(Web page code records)
──────
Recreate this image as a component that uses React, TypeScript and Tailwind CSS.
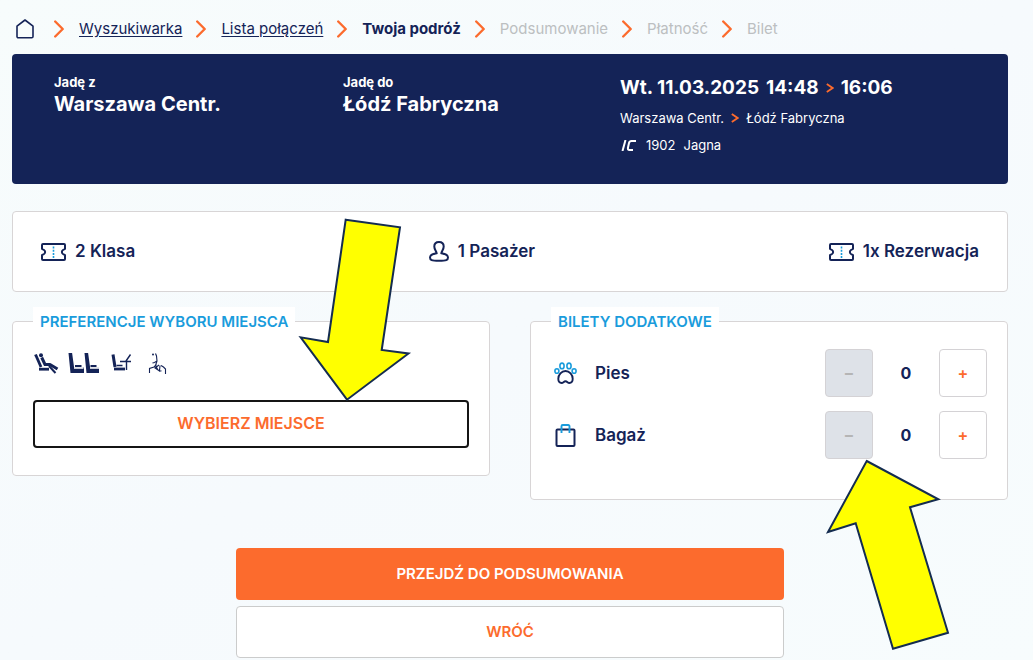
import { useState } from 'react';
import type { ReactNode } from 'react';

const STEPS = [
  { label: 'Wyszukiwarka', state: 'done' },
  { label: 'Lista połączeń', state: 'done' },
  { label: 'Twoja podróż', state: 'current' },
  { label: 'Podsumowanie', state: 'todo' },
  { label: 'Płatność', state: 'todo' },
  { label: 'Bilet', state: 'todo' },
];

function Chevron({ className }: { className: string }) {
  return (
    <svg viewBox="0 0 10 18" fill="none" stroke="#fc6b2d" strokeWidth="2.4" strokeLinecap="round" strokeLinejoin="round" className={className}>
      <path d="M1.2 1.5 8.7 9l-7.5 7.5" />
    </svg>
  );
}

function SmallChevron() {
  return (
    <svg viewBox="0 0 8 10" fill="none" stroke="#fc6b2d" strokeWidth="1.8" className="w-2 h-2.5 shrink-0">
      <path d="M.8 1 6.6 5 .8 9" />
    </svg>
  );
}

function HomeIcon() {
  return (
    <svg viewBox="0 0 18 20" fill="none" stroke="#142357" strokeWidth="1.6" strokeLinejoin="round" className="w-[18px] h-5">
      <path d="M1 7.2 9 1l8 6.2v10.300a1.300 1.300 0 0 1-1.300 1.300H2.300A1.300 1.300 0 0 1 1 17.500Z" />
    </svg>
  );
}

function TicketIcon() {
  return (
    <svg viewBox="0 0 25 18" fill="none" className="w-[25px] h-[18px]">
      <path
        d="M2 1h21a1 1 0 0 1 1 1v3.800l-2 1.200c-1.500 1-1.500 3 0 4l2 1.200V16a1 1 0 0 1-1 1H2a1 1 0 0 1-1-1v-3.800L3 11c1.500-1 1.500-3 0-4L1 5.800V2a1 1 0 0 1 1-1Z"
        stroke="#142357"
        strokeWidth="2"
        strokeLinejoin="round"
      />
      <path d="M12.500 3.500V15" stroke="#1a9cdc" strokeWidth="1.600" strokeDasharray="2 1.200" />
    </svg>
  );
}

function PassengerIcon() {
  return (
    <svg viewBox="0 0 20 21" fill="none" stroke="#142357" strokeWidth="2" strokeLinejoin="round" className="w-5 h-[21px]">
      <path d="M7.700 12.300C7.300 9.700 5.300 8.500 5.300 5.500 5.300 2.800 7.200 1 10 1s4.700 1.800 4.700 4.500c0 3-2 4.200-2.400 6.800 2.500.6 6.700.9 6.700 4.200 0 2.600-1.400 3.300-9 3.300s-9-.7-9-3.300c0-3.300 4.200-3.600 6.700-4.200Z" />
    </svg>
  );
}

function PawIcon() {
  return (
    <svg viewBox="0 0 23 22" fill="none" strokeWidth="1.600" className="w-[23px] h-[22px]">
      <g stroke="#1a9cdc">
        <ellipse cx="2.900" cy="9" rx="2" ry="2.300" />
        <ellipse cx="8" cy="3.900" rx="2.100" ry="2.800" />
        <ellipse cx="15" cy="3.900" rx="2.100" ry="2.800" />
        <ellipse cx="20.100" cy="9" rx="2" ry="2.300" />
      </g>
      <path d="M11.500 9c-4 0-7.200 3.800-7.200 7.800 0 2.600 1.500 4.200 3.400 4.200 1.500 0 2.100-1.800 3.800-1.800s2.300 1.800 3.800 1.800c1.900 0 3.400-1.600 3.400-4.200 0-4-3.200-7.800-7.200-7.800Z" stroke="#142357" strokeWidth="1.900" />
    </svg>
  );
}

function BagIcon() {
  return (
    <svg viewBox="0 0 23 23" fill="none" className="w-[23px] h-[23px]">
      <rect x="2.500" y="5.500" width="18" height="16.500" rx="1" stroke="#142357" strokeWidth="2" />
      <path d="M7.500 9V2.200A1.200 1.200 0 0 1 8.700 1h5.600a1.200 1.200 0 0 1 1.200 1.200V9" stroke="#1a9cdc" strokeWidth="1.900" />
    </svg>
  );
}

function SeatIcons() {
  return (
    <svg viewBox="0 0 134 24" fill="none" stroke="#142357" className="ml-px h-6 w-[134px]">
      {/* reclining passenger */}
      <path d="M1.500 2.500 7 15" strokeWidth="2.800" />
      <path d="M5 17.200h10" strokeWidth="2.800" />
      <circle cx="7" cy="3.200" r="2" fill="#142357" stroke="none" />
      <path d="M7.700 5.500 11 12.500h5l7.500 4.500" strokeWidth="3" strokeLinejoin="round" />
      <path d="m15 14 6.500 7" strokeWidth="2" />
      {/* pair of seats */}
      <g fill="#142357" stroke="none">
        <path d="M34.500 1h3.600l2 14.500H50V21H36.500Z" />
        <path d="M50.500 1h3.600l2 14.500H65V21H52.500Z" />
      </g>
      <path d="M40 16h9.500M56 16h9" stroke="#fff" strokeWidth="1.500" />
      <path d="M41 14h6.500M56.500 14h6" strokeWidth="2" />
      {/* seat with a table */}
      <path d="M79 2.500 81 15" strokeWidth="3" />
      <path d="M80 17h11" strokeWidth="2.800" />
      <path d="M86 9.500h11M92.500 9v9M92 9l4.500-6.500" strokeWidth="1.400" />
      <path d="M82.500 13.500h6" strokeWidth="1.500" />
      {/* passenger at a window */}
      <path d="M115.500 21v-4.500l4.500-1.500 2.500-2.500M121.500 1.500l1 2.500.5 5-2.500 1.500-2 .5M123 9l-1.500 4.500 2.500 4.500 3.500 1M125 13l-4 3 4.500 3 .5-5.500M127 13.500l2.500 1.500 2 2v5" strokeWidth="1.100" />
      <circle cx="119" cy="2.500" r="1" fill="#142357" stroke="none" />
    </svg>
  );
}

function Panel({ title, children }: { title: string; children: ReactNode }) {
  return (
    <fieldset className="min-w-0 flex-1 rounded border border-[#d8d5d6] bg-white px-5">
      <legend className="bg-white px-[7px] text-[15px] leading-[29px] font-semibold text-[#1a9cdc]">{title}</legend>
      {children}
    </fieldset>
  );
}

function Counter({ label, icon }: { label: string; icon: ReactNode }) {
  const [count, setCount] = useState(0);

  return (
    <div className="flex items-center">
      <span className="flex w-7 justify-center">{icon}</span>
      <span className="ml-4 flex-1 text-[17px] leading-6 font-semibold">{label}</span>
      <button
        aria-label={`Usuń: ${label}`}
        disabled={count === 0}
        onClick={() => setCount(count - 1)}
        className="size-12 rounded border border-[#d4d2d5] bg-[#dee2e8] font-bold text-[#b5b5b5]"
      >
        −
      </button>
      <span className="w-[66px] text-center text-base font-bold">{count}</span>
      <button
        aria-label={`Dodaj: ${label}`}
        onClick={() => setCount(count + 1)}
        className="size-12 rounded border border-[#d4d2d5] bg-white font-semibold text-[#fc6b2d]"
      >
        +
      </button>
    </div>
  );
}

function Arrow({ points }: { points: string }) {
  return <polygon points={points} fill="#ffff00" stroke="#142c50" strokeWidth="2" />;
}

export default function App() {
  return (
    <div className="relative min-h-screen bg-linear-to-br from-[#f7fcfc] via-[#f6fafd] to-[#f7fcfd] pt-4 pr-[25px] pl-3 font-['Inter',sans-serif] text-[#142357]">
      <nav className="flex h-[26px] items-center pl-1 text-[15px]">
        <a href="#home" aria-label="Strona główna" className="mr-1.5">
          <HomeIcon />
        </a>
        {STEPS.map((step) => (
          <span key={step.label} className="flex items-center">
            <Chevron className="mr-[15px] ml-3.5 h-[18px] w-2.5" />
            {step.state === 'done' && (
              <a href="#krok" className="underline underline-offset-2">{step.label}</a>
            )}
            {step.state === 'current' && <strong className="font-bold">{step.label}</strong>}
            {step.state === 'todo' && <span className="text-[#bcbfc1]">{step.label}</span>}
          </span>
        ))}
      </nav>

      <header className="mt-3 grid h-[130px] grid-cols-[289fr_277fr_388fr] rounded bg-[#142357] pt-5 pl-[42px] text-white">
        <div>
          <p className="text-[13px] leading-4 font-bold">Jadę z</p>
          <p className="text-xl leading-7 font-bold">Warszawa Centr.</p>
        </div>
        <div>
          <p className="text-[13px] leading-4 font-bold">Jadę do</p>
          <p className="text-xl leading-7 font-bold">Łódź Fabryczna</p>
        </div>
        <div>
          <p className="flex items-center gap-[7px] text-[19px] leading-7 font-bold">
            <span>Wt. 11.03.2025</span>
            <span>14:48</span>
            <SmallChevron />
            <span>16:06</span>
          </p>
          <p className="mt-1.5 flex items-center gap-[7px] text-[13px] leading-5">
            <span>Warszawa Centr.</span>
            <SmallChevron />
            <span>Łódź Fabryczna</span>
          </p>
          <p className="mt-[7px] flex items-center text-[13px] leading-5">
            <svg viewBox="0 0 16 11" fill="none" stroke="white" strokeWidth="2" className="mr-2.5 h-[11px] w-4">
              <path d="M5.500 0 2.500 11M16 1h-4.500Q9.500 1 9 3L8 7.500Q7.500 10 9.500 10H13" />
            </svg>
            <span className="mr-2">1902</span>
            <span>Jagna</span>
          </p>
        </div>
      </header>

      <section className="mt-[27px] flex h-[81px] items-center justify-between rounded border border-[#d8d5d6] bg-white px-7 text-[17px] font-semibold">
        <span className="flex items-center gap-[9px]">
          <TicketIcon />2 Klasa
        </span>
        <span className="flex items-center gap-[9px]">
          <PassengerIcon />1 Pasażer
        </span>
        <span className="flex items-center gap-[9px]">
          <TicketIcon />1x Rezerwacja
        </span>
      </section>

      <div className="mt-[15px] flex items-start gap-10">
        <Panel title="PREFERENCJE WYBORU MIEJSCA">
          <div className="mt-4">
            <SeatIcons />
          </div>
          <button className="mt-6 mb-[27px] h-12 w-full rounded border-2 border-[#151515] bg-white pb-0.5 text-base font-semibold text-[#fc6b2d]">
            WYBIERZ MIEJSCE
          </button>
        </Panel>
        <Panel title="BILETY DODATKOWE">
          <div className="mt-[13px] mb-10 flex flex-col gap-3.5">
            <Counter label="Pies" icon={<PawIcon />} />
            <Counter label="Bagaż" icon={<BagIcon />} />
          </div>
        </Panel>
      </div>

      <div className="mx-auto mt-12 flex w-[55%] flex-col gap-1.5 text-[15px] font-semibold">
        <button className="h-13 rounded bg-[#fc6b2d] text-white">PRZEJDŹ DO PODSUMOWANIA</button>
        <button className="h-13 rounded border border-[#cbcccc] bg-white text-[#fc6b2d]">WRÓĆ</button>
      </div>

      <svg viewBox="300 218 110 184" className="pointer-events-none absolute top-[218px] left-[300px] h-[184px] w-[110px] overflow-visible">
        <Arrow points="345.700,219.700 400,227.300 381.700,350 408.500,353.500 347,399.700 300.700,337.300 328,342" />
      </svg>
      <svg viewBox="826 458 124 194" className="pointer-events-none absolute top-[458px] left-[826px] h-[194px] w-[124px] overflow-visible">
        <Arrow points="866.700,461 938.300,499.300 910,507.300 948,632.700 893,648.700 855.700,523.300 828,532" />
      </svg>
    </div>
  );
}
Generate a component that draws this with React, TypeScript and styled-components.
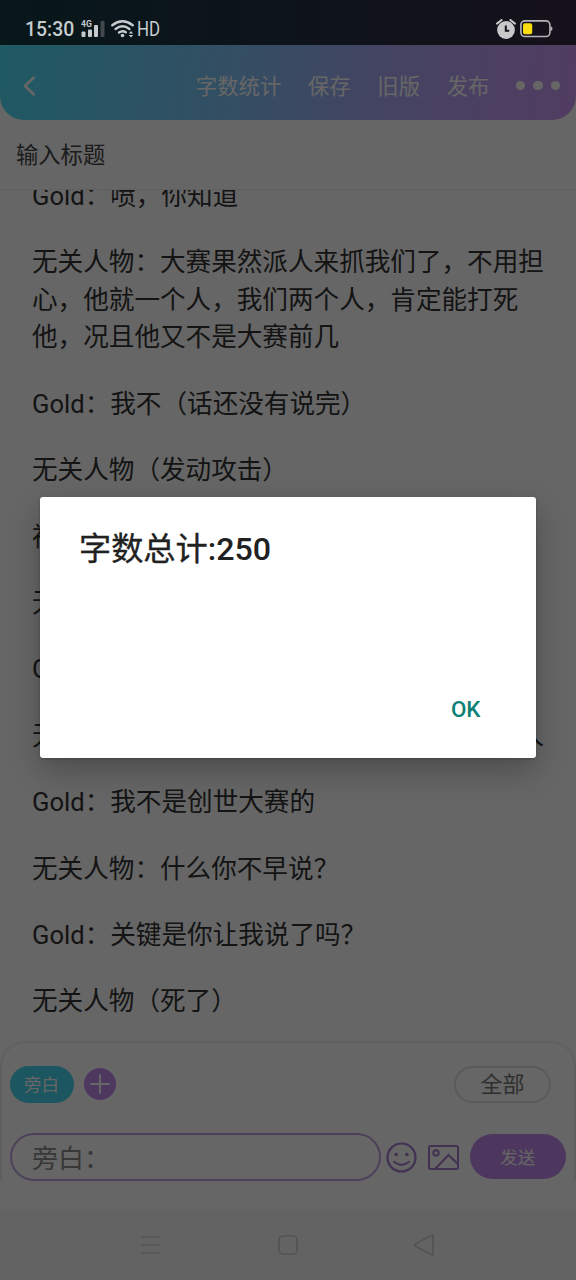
──────
Extract each line from the entries above that contains the string "component".

> _REPLY TO THE EXERCISE_
Recreate this image as a component that uses React, TypeScript and Tailwind CSS.
Generate a component that draws this with React, TypeScript and styled-components.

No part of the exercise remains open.